Now hold on there a minute. “Short-term mating strategies” seem to work for plenty of women too; some don’t want to be in committed relationships, either, particularly those in their 20s who are focusing on their education and launching careers. Alex the Wall Streeter is overly optimistic when he assumes that every woman he sleeps with would “turn the tables” and date him seriously if she could.
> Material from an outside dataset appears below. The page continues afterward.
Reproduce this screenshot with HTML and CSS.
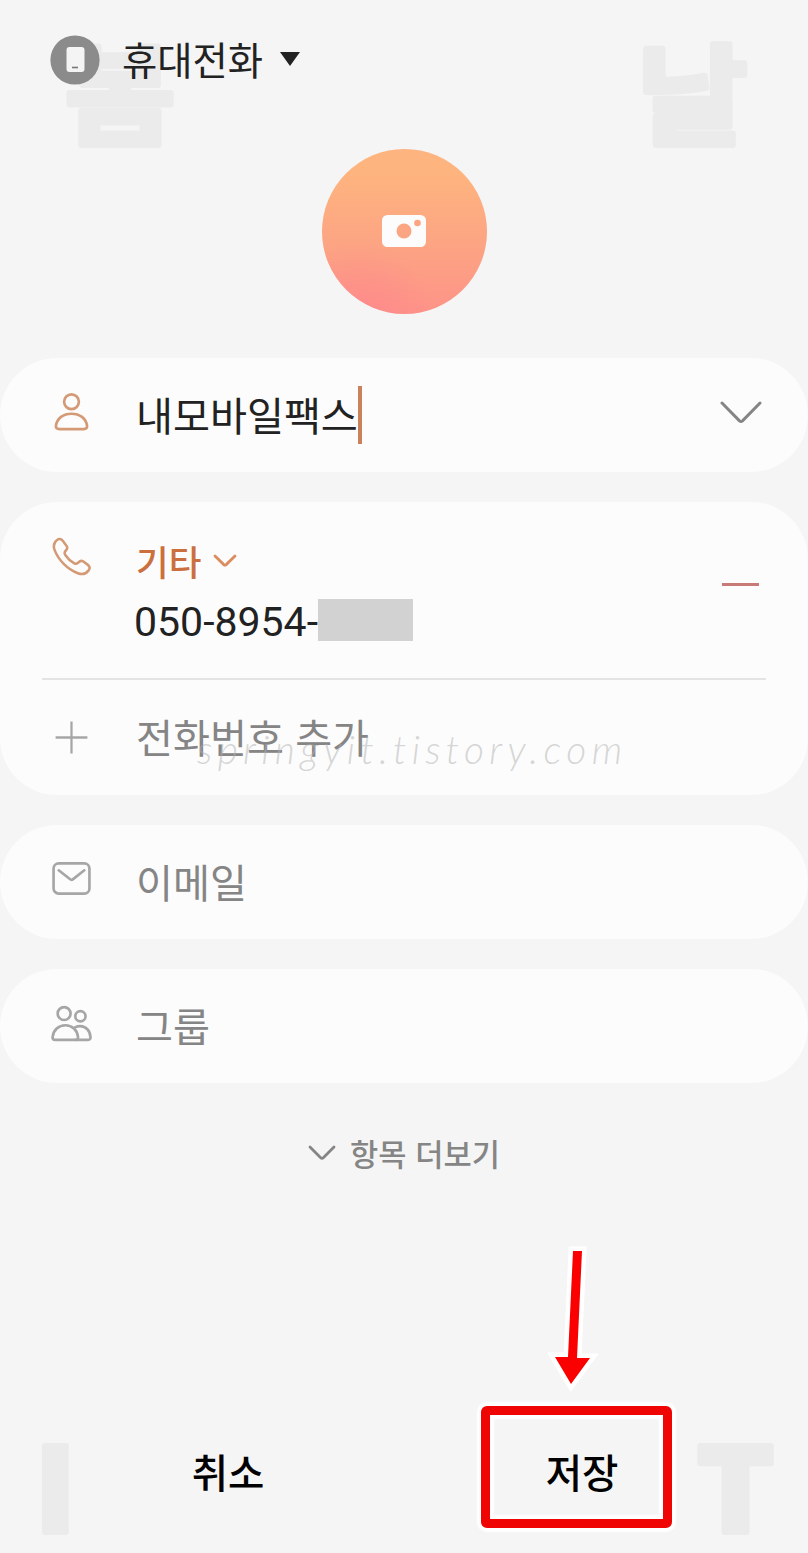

And yet, his assumption may be a sign of the more “sinister” thing he references, the big fish swimming underneath the ice: “For young women the problem in navigating sexuality and relationships is still gender inequality,” says Elizabeth Armstrong, a professor of sociology at the University of Michigan who specializes in sexuality and gender. “Young women complain that young men still have the power to decide when something is going to be serious and when something is not—they can go, ‘She’s girlfriend material, she’s hookup material.’ … There is still a pervasive double standard. We need to puzzle out why women have made more strides in the public arena than in the private arena.”